Thirdly, Snider’s average fly ball distance increased dramatically in 2014, one of the biggest such increases in MLB. That’s a good thing, of course, but it’s also not a sure bet to continue. Research on fly ball distance has shown that hitters who drastically increase their fly ball distance from one year to the next tend to give back about half of those gains in the third season.
Snider did make legitimate gains last year in terms of contact ability and game power. His always-excellent approach finally manifested in strong BB:K numbers, and his plus raw power finally manifested in good HR/FB rates. He’s still only 27, and he’s still a very talented hitter. And now that he’ll be playing in the hitter-friendly Camden Yards, he’s got a chance to hit 20 homers if given the playing time. But there are a bunch of very good reasons to doubt that he can maintain the 121 wRC+ performance he posted in 2014. Steamer and ZiPS, for what it’s worth, agree. Steamer projects a 108 wRC+, while ZiPS is even less optimistic, projecting a 97 OPS+.
A roughly average hitter who’s also roughly average on the bases with a roughly average glove in the outfield corners is a solid fourth outfielder. But it’s hardly irreplaceable. With a good in-house replacement waiting in the wings and Snider likely at the peak of his trade value, dealing him makes some sense.
Still, there’s a non-zero chance that Snider could be a legitimate first-division starter, so the Pirates weren’t going to let him go cheaply. And it seems the Orioles have finally met their price in the form of Tarpley-plus. The “plus” in this case is a player to be named later who Huntington claims is “similar” to Tarpley.
Let’s talk about Tarpley first. He was drafted in the third round in 2013, 98th overall. The Pirates selected JaCoby Jones in that round, eleven spots earlier. Tarpley was a raw 20-year-old out of JC at the time. He’s relatively small (6’1″) but very athletic, so while not classically projectable there was some hope that his athleticism would help him gain consistency with his stuff and command. According to Kiley McDaniel, who rated him the ninth-best prospect in the Orioles’ system, Tarpley sits 92-95 and holds his velocity well, while also flashing a plus curve and a solid-average change. If that sounds like an exciting profile, it is. The problem is that darned consistency. Despite turning 22 next month, Tarpley is still pretty raw, and he hasn’t even reached full-season ball yet. His command is only average at best, and McDaniel says that on bad days everything from Tarpley can be below-average.
But Tarpley is still a great athlete with potentially great stuff. Furthermore, there were some signs late last season that he might finally be figuring things out. He seems to have found mechanics that work for him, and McDaniel reports that he’s improving his makeup and mental conditioning. He should be ready to tackle full-season ball in 2015, and if the gains he made last year stick, he could rise quickly.

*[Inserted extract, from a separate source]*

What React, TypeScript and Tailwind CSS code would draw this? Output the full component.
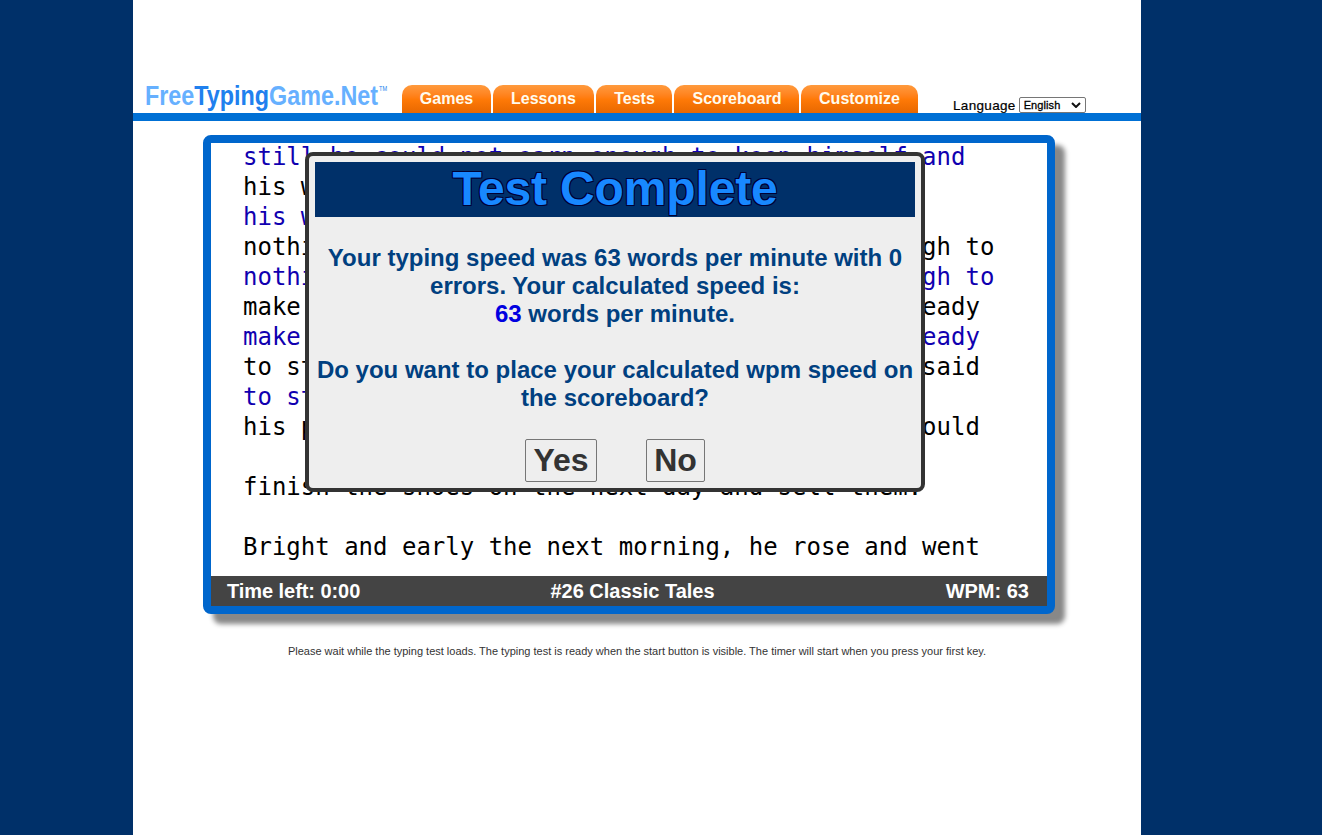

I mentioned earlier that Tarpley is similar to Joely Rodriguez, and not coincidentally I think I’d slot Tarpley into Rodriguez’s old slot on my prospect list. That would be #17 (18 now, with the addition of Jung-Ho Kang), behind Holdzkom but ahead of Dickson. He’s got a chance to be a #2 starter if he puts it all together, though a #4 is probably a more realistic vision of his upside.
Tarpley’s a good beginning to the deal, but the Pirates will get another player as well. The fact that it’s a player to be named later suggests it’s someone from the Orioles’ 2014 draft (players can’t be officially traded until a year after they’ve signed), and Huntington’s comment that it will be a “similar” prospect suggest it’s a similarly-rated pitcher. There are four guys who fit that profile: Brian Gonzalez, David Hess, Pat Connaughton, and Tanner Scott.
Connaughton is an interesting story, but not likely as the PTBNL. He’s a dual-sport guy who’s playing basketball for Notre Dame this winter. By the time the PTNBL is announced, he could be a full-time baseball player, and he’s got tremendous upside, but I doubt the Pirates are going to take a chance on a guy who’s not committed to baseball.
Scott is interesting as a sort-of poor man’s Stetson Allie from the left side. He’s 20 years old, already pretty well-filled-out, and can hit 100 mph (from the left side, no less) with an average curve, but he walked 18% of the batters he faced in rookie ball last season. In term’s of upside and left-handedness, he’s similar to Tarpley, but he’s not really in the same class as a prospect.
Gonzalez and Hess are the guys Pirate fans should be hoping for. Of the two, Gonzalez is the most similar to Tarpley. He’s a left-handed teenager taken in the third round last year. He’s short (6’1″, like Tarpley) with no real projection remaining, but he sits in the low 90s with two average-or-better secondaries. His makeup is supposedly great, and he had an excellent debut in rookie ball last year. He’s got the potential to be a back-end starter eventually.
Hess is a 21-year-old righty taken in the fifth-round last year. He had a solid debut in the NYPL and even got a few innings in the SAL at the end of the year. He’s got a plus fastball that sits 92-95 and a couple average secondaries in his curve and change. Like Gonzalez, he’s got back-of-the-rotation potential.
Neither Gonzalez or Hess are as exciting as Tarpley, but either one of them would give the Pirates two strong prospects in return for Snider. The equivalent in Pirate prospects would be something like Cody Dickson and Trey Supak. Assuming Snider doesn’t blossom into a star, that’s a very good return. Getting two legit prospects for your fourth outfielder is a win, and with Lambo replacing Snider the Pirates are able to do it without missing a beat in the short-term. If the second player is someone like Scott instead, it’s more of a fair deal than an awesome one.
We’ll have to wait for the PTBNL to be announced before making a final analysis, but given the information we have this looks like a good deal for Pittsburgh.